Sidney C. Meyer (Emil Berliner Studios)
And let’s just also tip our hats here to the original recording team led by Günter Hermanns. This was always a very good sounding recording, but now it is revealed as maybe Hermanns’ engineering and sonic masterpiece.
Günter Hermanns
This is a very different aural picture from what we are familiar with from the best RCA Living Stereos, Mercurys, Deccas and EMIs that capture large orchestras playing in a well-defined acoustical space. It’s simply on a larger scale in every dimension. It’s both massive and intimate - and that is quite a feat. It definitely stands shoulder-to-shoulder with all those audiophile classics.

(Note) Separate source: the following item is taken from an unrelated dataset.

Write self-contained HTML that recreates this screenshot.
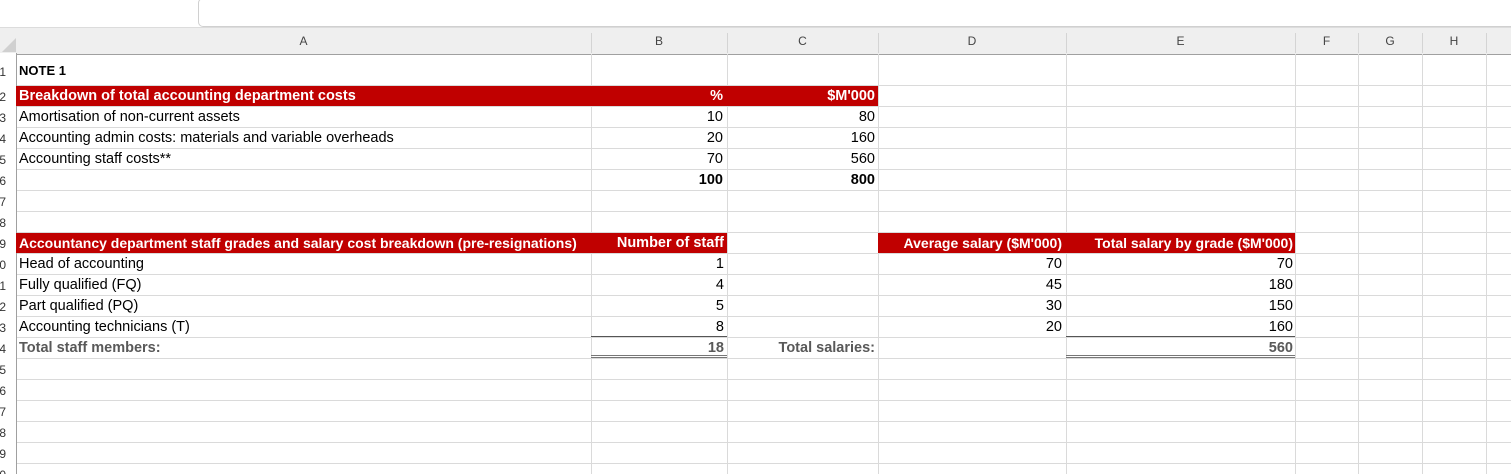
<!DOCTYPE html>
<html style="overflow:hidden;height:474px"><head><meta charset="utf-8"><style>
body{margin:0;width:1511px;height:474px;overflow:hidden;background:#fff;font-family:"Liberation Sans",Arial,sans-serif;font-size:14.5px;position:relative}
.a{position:absolute}
.t{position:absolute;white-space:nowrap;line-height:21px;color:#000}
.r{text-align:right}
.b{font-weight:bold}
.g{color:#595959;font-weight:bold}
</style></head><body>
<div class="a" style="left:198px;top:-2px;width:1320px;height:27px;border:1px solid #d0d0d0;border-radius:5px;background:#fff"></div>
<div class="a" style="left:0;top:27px;width:1511px;height:26px;background:#efefef;border-bottom:1px solid #a0a0a0;border-top:1px solid #dcdcdc"></div>
<div class="a" style="left:0;top:27px;width:0;height:0;border-left:14px solid transparent;border-bottom:14px solid #d0d0d0;margin-top:11px;margin-left:2px"></div>
<div class="a" style="left:0;top:53px;width:16px;height:421px;background:#fff;border-right:1px solid #a0a0a0"></div>
<div id="g"></div>
<script>
var gg=document.getElementById('g'),h='';
var cols=[16,591,727,878,1066,1295,1358,1422,1486],names='ABCDEFGH';
for(var i=0;i<8;i++){h+='<div class="t" style="left:'+cols[i]+'px;top:31px;width:'+(cols[i+1]-cols[i])+'px;text-align:center;color:#444;font-size:12px">'+names[i]+'</div>';}
for(var i=1;i<cols.length;i++){h+='<div class="a" style="left:'+cols[i]+'px;top:33px;width:1px;height:20px;background:#d4d4d4"></div><div class="a" style="left:'+cols[i]+'px;top:54px;width:1px;height:420px;background:#dadada"></div>';}
for(var r=1;r<=20;r++){var tp=r==1?53:86+21*(r-2);var bt=86+21*(r-1);
if(bt<474)h+='<div class="a" style="left:17px;top:'+(bt-1)+'px;width:1494px;height:1px;background:#dadada"></div>';
h+='<div class="t" style="left:-10px;top:'+(tp+(r==1?9:1))+'px;width:16px;text-align:right;color:#333;font-size:12px">'+r+'</div>';}
gg.innerHTML=h;
</script>
<div class="a" style="left:16px;top:86px;width:862px;height:20px;background:#c00000"></div>
<div class="a" style="left:16px;top:233px;width:711px;height:20px;background:#c00000"></div>
<div class="a" style="left:878px;top:233px;width:417px;height:20px;background:#c00000"></div>
<div class="a" style="left:591px;top:336px;width:136px;height:1px;background:#555"></div>
<div class="a" style="left:1066px;top:336px;width:229px;height:1px;background:#555"></div>
<div class="a" style="left:591px;top:355px;width:136px;height:3px;border-top:1px solid #777;border-bottom:1px solid #777;box-sizing:border-box"></div>
<div class="a" style="left:1066px;top:355px;width:229px;height:3px;border-top:1px solid #777;border-bottom:1px solid #777;box-sizing:border-box"></div>

<div class="t b" style="left:19px;top:60px;font-size:13px">NOTE 1</div>
<div class="t" style="left:19px;top:86px;color:#fff;font-weight:bold">Breakdown of total accounting department costs</div>
<div class="t r" style="left:591px;top:86px;width:132px;color:#fff;font-weight:bold">%</div>
<div class="t r" style="left:727px;top:86px;width:148px;color:#fff;font-weight:bold">$M'000</div>
<div class="t" style="left:19px;top:107px">Amortisation of non-current assets</div>
<div class="t" style="left:19px;top:128px">Accounting admin costs: materials and variable overheads</div>
<div class="t" style="left:19px;top:149px">Accounting staff costs**</div>
<div class="t r" style="left:591px;top:107px;width:132px">10</div>
<div class="t r" style="left:591px;top:128px;width:132px">20</div>
<div class="t r" style="left:591px;top:149px;width:132px">70</div>
<div class="t r b" style="left:591px;top:170px;width:132px">100</div>
<div class="t r" style="left:727px;top:107px;width:148px">80</div>
<div class="t r" style="left:727px;top:128px;width:148px">160</div>
<div class="t r" style="left:727px;top:149px;width:148px">560</div>
<div class="t r b" style="left:727px;top:170px;width:148px">800</div>

<div class="t" style="left:19px;top:233px;color:#fff;font-weight:bold;font-size:14px">Accountancy department staff grades and salary cost breakdown (pre-resignations)</div>
<div class="t r" style="left:591px;top:233px;width:133px;color:#fff;font-weight:bold">Number of staff</div>
<div class="t r" style="left:878px;top:233px;width:184px;color:#fff;font-weight:bold;font-size:14px">Average salary ($M'000)</div>
<div class="t r" style="left:1066px;top:233px;width:227px;color:#fff;font-weight:bold;font-size:14px">Total salary by grade ($M'000)</div>
<div class="t" style="left:19px;top:254px">Head of accounting</div>
<div class="t" style="left:19px;top:275px">Fully qualified (FQ)</div>
<div class="t" style="left:19px;top:296px">Part qualified (PQ)</div>
<div class="t" style="left:19px;top:317px">Accounting technicians (T)</div>
<div class="t g" style="left:19px;top:338px">Total staff members:</div>
<div class="t r" style="left:591px;top:254px;width:133px">1</div>
<div class="t r" style="left:591px;top:275px;width:133px">4</div>
<div class="t r" style="left:591px;top:296px;width:133px">5</div>
<div class="t r" style="left:591px;top:317px;width:133px">8</div>
<div class="t r g" style="left:591px;top:338px;width:133px">18</div>
<div class="t r g" style="left:727px;top:338px;width:148px">Total salaries:</div>
<div class="t r" style="left:878px;top:254px;width:184px">70</div>
<div class="t r" style="left:878px;top:275px;width:184px">45</div>
<div class="t r" style="left:878px;top:296px;width:184px">30</div>
<div class="t r" style="left:878px;top:317px;width:184px">20</div>
<div class="t r" style="left:1066px;top:254px;width:227px">70</div>
<div class="t r" style="left:1066px;top:275px;width:227px">180</div>
<div class="t r" style="left:1066px;top:296px;width:227px">150</div>
<div class="t r" style="left:1066px;top:317px;width:227px">160</div>
<div class="t r g" style="left:1066px;top:338px;width:227px">560</div>
</body></html>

In a work which is all about juxtapositions of the epic and the intimate, this is an ideal sonic presentation. The recording accommodates every dynamic and timbral extreme effortlessly. No lover of classical music should be without this record in their library, and DG should not even hesitate to go right ahead with a repress. This thing deserves to sell out immediately and then never be unavailable. In a line of many first-class releases in the Original Source Series, including personal favorites like the Ozawa Symphonie Fantastique, Pollini’s Chopin Preludes, Steinberg's Hindemith record, and the Karajan Bruckner cycle (go back and read all my and Michael Johnson’s reviews), this one stands at the pinnacle.
I can think of few records that come so close to fully capturing the live experience of hearing an orchestra of this scale and quality pushing the envelope. (Rainer Maillard’s D2D of the live BPO with Haitink doing Bruckner’s 7th is definitely in the same pantheon).
This release captures something really special: a moment in recording history, lightning in a bottle. It conveys to thrilling effect the full force of what made Karajan and the Berliners of this period unique and, in many ways, still unequalled. Hell, it might even convert the Karajan naysayers!